Health and safety workers driven by negative experience

Posted on Thursday 12 June 2025

NEW RESEARCH amongst health and safety professionals has found that one fifth chose to work in health and safety after a negative personal incident to either themselves, a colleague or someone they knew.

The study, conducted by RRC International, which investigated health and safety career motivations, found that nearly half (42%) of these respondents who had a negative personal experience witnessed incidents firsthand at a previous workplace. This included a member of staff being struck by a suspended load or someone falling from a height.

Further to this, over 21% of those that had experienced a negative personal incident chose to switch careers because of an injury to themselves, with one respondent saying that they experienced hearing loss due to the lack of ear protection provided. Other individuals experienced suffocation due to a gas leak, or sustained an injury and were left hospitalised for a week. 

Richard Stockley, managing director at RRC International, comments: “Whilst it is heartening to see so many people change careers to ensure the health and safety of others, it is unfortunate that this was, in part, motivated by such negative, traumatic experiences. Indeed, many of these incidents could have been prevented.”

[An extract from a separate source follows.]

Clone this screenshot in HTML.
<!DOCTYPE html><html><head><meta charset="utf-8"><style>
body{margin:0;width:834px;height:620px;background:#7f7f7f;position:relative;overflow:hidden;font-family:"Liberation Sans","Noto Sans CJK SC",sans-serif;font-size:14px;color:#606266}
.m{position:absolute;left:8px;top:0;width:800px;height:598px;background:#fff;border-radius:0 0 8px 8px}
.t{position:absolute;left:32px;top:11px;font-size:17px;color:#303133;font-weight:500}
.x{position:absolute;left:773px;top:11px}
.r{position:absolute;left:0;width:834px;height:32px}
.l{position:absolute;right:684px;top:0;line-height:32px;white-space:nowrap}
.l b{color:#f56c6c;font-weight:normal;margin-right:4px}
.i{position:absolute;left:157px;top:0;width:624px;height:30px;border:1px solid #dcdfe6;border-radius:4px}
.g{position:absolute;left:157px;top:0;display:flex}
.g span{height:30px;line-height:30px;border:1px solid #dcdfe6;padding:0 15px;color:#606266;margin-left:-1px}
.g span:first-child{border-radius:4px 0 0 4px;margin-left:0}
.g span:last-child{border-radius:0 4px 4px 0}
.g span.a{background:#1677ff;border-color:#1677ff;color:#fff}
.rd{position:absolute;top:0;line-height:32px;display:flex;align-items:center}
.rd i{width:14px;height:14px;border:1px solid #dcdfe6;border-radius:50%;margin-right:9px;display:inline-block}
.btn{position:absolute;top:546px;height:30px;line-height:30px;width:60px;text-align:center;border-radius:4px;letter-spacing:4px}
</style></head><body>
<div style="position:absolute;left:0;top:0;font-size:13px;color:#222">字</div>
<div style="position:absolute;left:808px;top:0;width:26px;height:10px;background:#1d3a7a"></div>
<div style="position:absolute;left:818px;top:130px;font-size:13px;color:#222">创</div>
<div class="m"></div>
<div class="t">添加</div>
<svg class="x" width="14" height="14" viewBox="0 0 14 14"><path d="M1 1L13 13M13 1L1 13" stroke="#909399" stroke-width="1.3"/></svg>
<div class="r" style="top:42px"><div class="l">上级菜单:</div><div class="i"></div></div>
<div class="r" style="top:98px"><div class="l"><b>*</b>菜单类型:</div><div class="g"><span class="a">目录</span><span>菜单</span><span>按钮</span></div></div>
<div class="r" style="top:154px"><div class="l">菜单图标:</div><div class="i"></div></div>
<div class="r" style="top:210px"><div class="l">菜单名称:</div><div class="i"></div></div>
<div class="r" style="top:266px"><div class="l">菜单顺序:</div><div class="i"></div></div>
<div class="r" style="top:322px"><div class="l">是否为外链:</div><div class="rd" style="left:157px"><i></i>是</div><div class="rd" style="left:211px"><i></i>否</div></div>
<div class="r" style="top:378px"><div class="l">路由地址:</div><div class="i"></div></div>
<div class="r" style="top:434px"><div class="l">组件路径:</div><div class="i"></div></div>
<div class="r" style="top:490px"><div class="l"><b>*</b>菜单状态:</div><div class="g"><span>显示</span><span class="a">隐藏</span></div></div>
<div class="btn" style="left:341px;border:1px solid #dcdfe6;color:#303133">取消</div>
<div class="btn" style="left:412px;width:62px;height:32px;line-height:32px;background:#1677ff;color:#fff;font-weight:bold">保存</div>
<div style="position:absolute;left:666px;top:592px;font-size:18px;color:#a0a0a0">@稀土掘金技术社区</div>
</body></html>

The survey also found that a third of health and safety professionals (32%) who had swapped roles, attributed it to a family member or friend having a negative health and safety experience. One respondent elaborated, stating that a family friend had fallen from scaffolding, resulting in multiple operations.

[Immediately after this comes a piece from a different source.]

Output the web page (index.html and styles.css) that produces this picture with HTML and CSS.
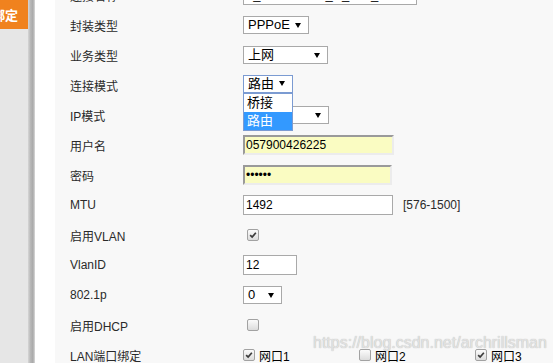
FILE: index.html
```html
<!DOCTYPE html>
<html lang="zh-CN">
<head>
    <meta charset="UTF-8">
    <title>WAN配置</title>
    <link rel="stylesheet" href="styles.css">
</head>
<body>
<aside class="sidebar">
    <div class="side-btn">绑定</div>
</aside>
<div class="edge"></div>
<div class="gutter"></div>
<main class="content">
    <div class="form">
        <div class="row">
            <span class="label">连接名称</span>
            <input class="field name" type="text" value="2_INTERNET_R_VID_12">
        </div>
        <div class="row">
            <span class="label">封装类型</span>
            <div class="select w66"><span>PPPoE</span><i class="arrow"></i></div>
        </div>
        <div class="row">
            <span class="label">业务类型</span>
            <div class="select w85"><span>上网</span><i class="arrow"></i></div>
        </div>
        <div class="row">
            <span class="label">连接模式</span>
            <div class="select w50 open">
                <span>路由</span><i class="arrow"></i>
                <ul class="options">
                    <li>桥接</li>
                    <li class="active">路由</li>
                </ul>
            </div>
        </div>
        <div class="row">
            <span class="label">IP模式</span>
            <div class="select w86"><span></span><i class="arrow"></i></div>
        </div>
        <div class="row">
            <span class="label">用户名</span>
            <input class="field filled w151" type="text" value="057900426225">
        </div>
        <div class="row">
            <span class="label">密码</span>
            <input class="field filled w149" type="password" value="123456">
        </div>
        <div class="row">
            <span class="label">MTU</span>
            <input class="field w150" type="text" value="1492">
            <span class="hint">[576-1500]</span>
        </div>
        <div class="row">
            <span class="label">启用VLAN</span>
            <span class="check on"><svg viewBox="0 0 13 13"><path d="M2.8 6.6l2.6 2.6 4.8-5.6" /></svg></span>
        </div>
        <div class="row">
            <span class="label">VlanID</span>
            <input class="field w54" type="text" value="12">
        </div>
        <div class="row">
            <span class="label">802.1p</span>
            <div class="select w39"><span>0</span><i class="arrow"></i></div>
        </div>
        <div class="row">
            <span class="label">启用DHCP</span>
            <span class="check"></span>
        </div>
        <div class="row">
            <span class="label">LAN端口绑定</span>
            <div class="ports">
                <label class="port"><span class="check on"><svg viewBox="0 0 13 13"><path d="M2.8 6.6l2.6 2.6 4.8-5.6" /></svg></span>网口1</label>
                <label class="port"><span class="check"></span>网口2</label>
                <label class="port"><span class="check on"><svg viewBox="0 0 13 13"><path d="M2.8 6.6l2.6 2.6 4.8-5.6" /></svg></span>网口3</label>
            </div>
        </div>
    </div>
</main>
<div class="watermark">https://blog.csdn.net/archrillsman</div>
</body>
</html>
```

FILE: styles.css
```css
* {
    margin: 0;
    padding: 0;
    box-sizing: border-box;
    font-family: "Liberation Sans", "Noto Sans CJK SC", sans-serif;
}

body {
    display: flex;
    height: 100vh;
    overflow: hidden;
    position: relative;
    font-size: 12px;
    color: #333;
    background: #f8f8f8;
}

.sidebar {
    width: 28px;
    flex-shrink: 0;
    background: #e6e6e6;
    overflow: hidden;
}

.side-btn {
    height: 29px;
    background: #f0821e;
    color: #fff;
    font-size: 13px;
    font-weight: bold;
    display: flex;
    align-items: center;
    justify-content: flex-end;
    padding-right: 10px;
    white-space: nowrap;
    overflow: hidden;
}

.edge {
    width: 7px;
    flex-shrink: 0;
    background: linear-gradient(to right, #d6d6d6, #b8b8b8 35%, #a9a9a9 70%, #dadada);
}

.gutter {
    width: 20px;
    flex-shrink: 0;
    background: #fff;
}

.content {
    flex: 1;
    padding-left: 15px;
    background: #f8f8f8;
}

.form {
    margin-top: -20px;
}

.row {
    display: flex;
    align-items: center;
    height: 30px;
}

.label {
    width: 173px;
    flex-shrink: 0;
    color: #2a2a2a;
}

.field {
    height: 20px;
    padding: 0 2px;
    border: 1px solid #a9a9a9;
    background: #fff;
    color: #000;
    font-size: 12px;
    outline: none;
}

.field.name {
    width: 174px;
    font-size: 13px;
    margin-top: -1px;
}

.field.filled {
    padding: 0 1px;
    border-width: 2px;
    border-style: solid;
    border-color: #9a9a9a #ececec #ececec #9a9a9a;
    background: #fafcc2;
}

.w151 { width: 151px; }
.w149 { width: 149px; }
.w150 { width: 150px; }
.w54 { width: 54px; }

.hint {
    margin-left: 10px;
    color: #2a2a2a;
}

.select {
    position: relative;
    height: 18px;
    display: flex;
    align-items: center;
    padding: 0 7px 0 4px;
    border: 1px solid #a9a9a9;
    background: #fff;
    color: #000;
    font-size: 13px;
}

.select span {
    line-height: 16px;
}

.w66 { width: 66px; }
.w85 { width: 85px; }
.w50 { width: 50px; }
.w86 { width: 86px; }
.w39 { width: 39px; }

.arrow {
    margin-left: auto;
    width: 0;
    height: 0;
    border-left: 3px solid transparent;
    border-right: 3px solid transparent;
    border-top: 5px solid #000;
}

.select.open {
    border-color: #7b9bd2;
    margin-top: -3px;
    z-index: 2;
}

.options {
    position: absolute;
    top: 17px;
    left: -1px;
    width: 50px;
    list-style: none;
    border: 1px solid #7b9bd2;
    background: #fff;
}

.options li {
    height: 18px;
    line-height: 18px;
    padding-left: 3px;
    font-size: 13px;
    color: #000;
}

.options li.active {
    background: #3399ff;
    color: #fff;
}

.check {
    width: 12px;
    height: 12px;
    margin-left: 4px;
    border: 1px solid #a2a2a2;
    border-radius: 2px;
    background: linear-gradient(#fbfbfb, #dcdcdc);
    display: flex;
    flex-shrink: 0;
}

.check svg {
    width: 100%;
    height: 100%;
}

.check path {
    fill: none;
    stroke: #3c3c3c;
    stroke-width: 2.2;
}

.ports {
    display: flex;
}

.port {
    width: 116px;
    display: flex;
    align-items: center;
    color: #000;
}

.port .check {
    margin-left: 0;
    margin-right: 4px;
}

.watermark {
    position: absolute;
    left: 313px;
    top: 335px;
    font-size: 16px;
    line-height: 16px;
    color: rgba(232, 232, 232, 0.9);
    text-shadow: 0 0 1px #a8a8a8;
    white-space: nowrap;
}
```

According to HSE, falls from a height are still the most common kind of fatal accidents for workers, accounting for over one third of all workplace fatalities.

Richard Stockley continues: “A lack of proper health and safety training can have serious consequences for not only individuals and their peers in the workplace, but also their friends and family. An accident at work affects the entire community.” 

“This makes fostering a positive health and safety culture throughout an organisation critical with all workers contributing to a safe and healthy working environment regardless of their role. Best practice and safety precautions become second-nature, and a philosophy of learning, training and constant improvement is filtered throughout a business. This will stop individuals from being subjected to distressing events in the workplace, where people should be comfortable and safe.”